Diplomatik cephedeki bu iyimserlik, küresel piyasalarda özellikle enerji fiyatları üzerinden güçlü bir yankı bulmuş durumda. Ukrayna’da sağlanabilecek bir ateşkesin, Rus petrolüne yönelik kısıtlamaları gevşetebileceği ve piyasaya daha fazla arz gireceği beklentisi, petrol fiyatlarını aşağı çekiyor. WTI’ın 57 dolar, Brent petrolün ise 60 dolar sınırına gerilemesi, yalnızca jeopolitik risk priminin azalmasından değil, aynı zamanda halihazırda var olan arz fazlasından da besleniyor. Trump’ın Berlin temaslarının ardından barışa yakın olunduğunu vurgulaması, piyasalardaki satış baskısını daha da artıran bir unsur haline geldi.

Bununla birlikte, tüm kurumlar bu iyimserliği sınırsız paylaşmıyor. Westpac gibi finans kuruluşları, diplomatik söylemlerdeki ilerlemeye rağmen somut ve kalıcı bir barış anlaşmasının henüz garanti olmadığını hatırlatıyor. Bu nedenle Brent petrolün 60-65 dolar bandında dalgalı bir seyir izlemeye devam edeceği öngörülüyor. Yani piyasa, barışı fiyatlıyor ancak temkinli bir şekilde ve geri dönüş riskini göz ardı etmeden hareket ediyor.

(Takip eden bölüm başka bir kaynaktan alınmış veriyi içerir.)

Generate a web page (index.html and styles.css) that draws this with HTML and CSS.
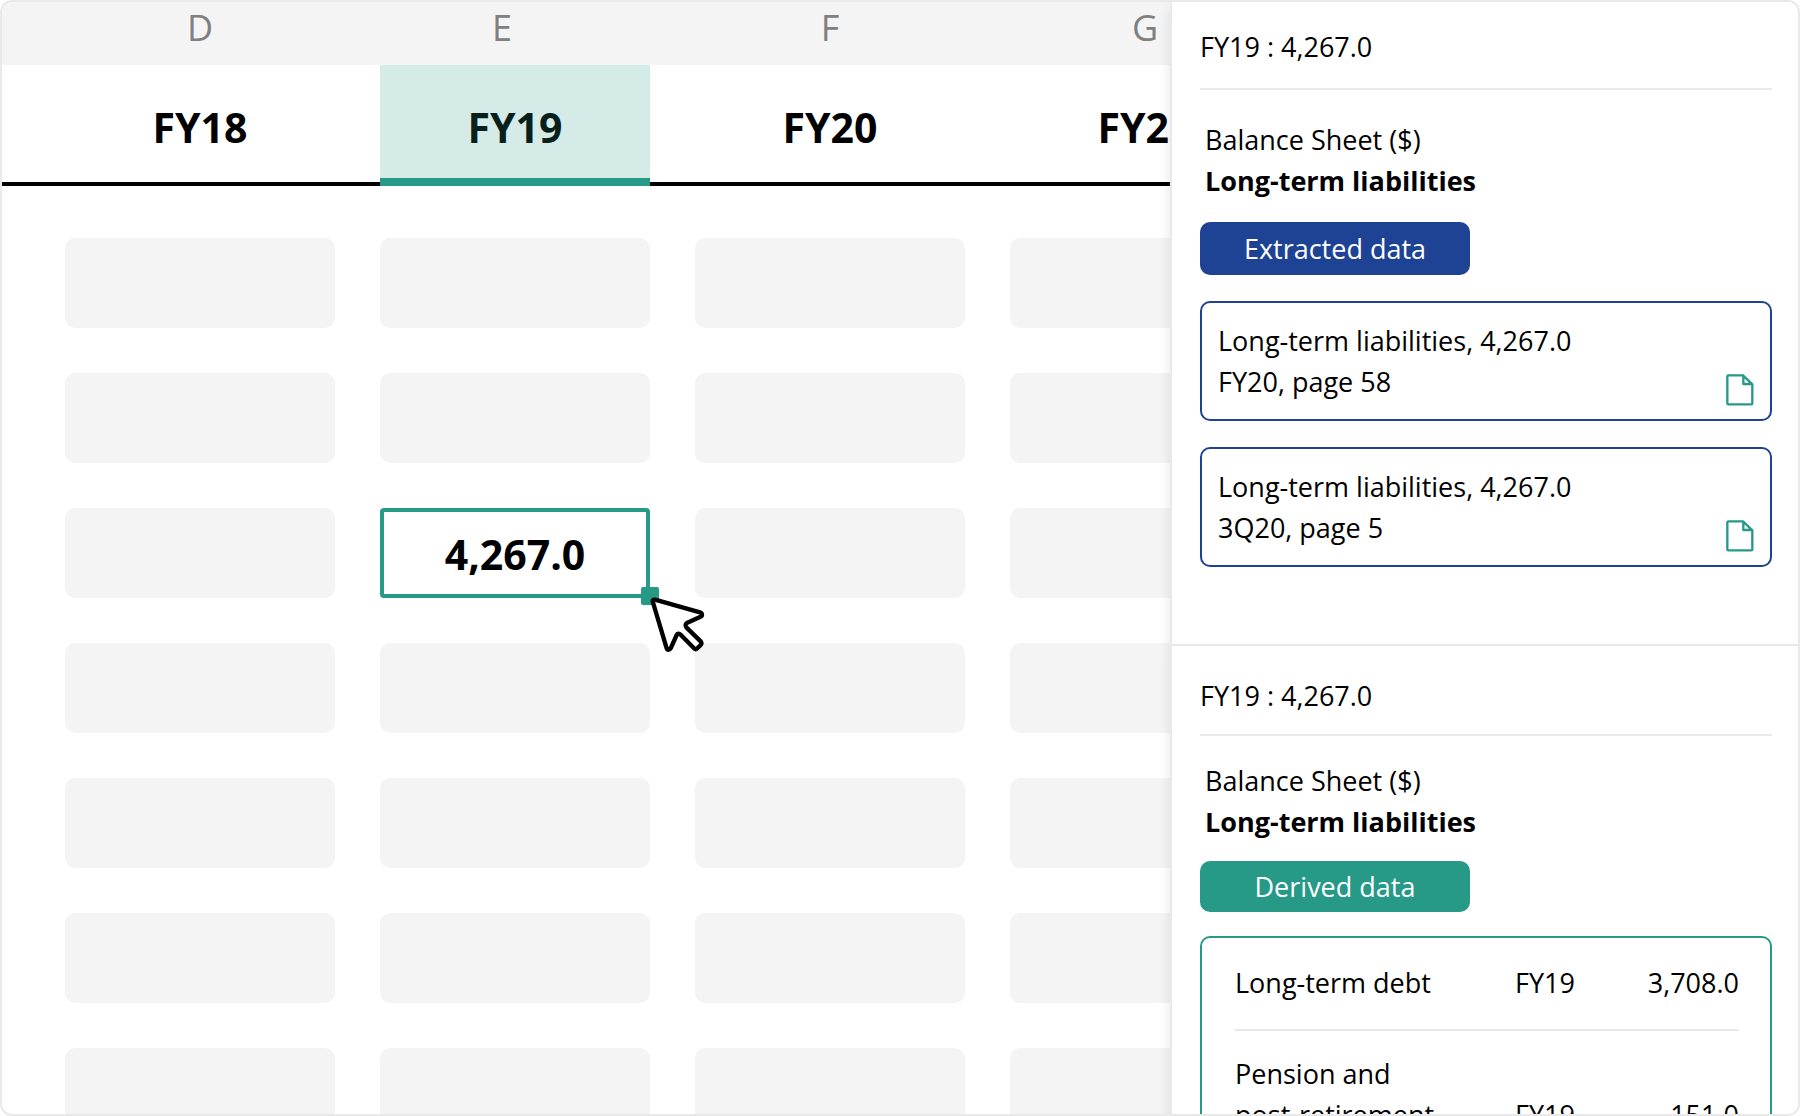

Enerji piyasalarındaki zayıflık özellikle Orta Doğu’da daha görünür hale gelmiş durumda. Abu Dabi’nin Murban petrolünün Brent’e karşı priminin Ekim ayından bu yana en düşük seviyelere gerilemesi ve Suudi Aramco’nun Asya’ya yönelik resmi satış fiyatlarını son beş yılın dibine çekmesi, bölgesel arzın talebi belirgin biçimde aştığını ortaya koyuyor. Bu tablo, yalnızca Rusya kaynaklı potansiyel arz artışının değil, OPEC+ politikalarındaki gevşemenin ve ABD başta olmak üzere Amerika kıtasındaki üreticilerin artan üretiminin de bir sonucu.

Uluslararası Enerji Ajansı ve ING gibi kurumların 2026’ya ilişkin projeksiyonları, bu riskin yapısal hale gelebileceğini gösteriyor. OPEC+’nın üretim kesintilerini azaltması ve küresel üretimin artmaya devam etmesi halinde, üretimin tüketimi günlük yaklaşık 3,8 milyon varil aşacağı ve rekor düzeyde bir arz fazlasının oluşacağı tahmin ediliyor. Böyle bir senaryo, Ukrayna’da barış sağlansa dahi petrol fiyatlarının eski yüksek seviyelerine dönmesini zorlaştırabilir.

Sonuç olarak Ukrayna’da barış ihtimali, yalnızca savaşın sona ermesi açısından değil, küresel enerji dengeleri ve jeopolitik risk algısı bakımından da tarihi bir dönemece işaret ediyor. Ancak piyasaların verdiği mesaj net: Barış umut verici, fakat kalıcı ve bağlayıcı bir anlaşma görülmeden fiyatlamalar temkinli kalmaya devam edecek.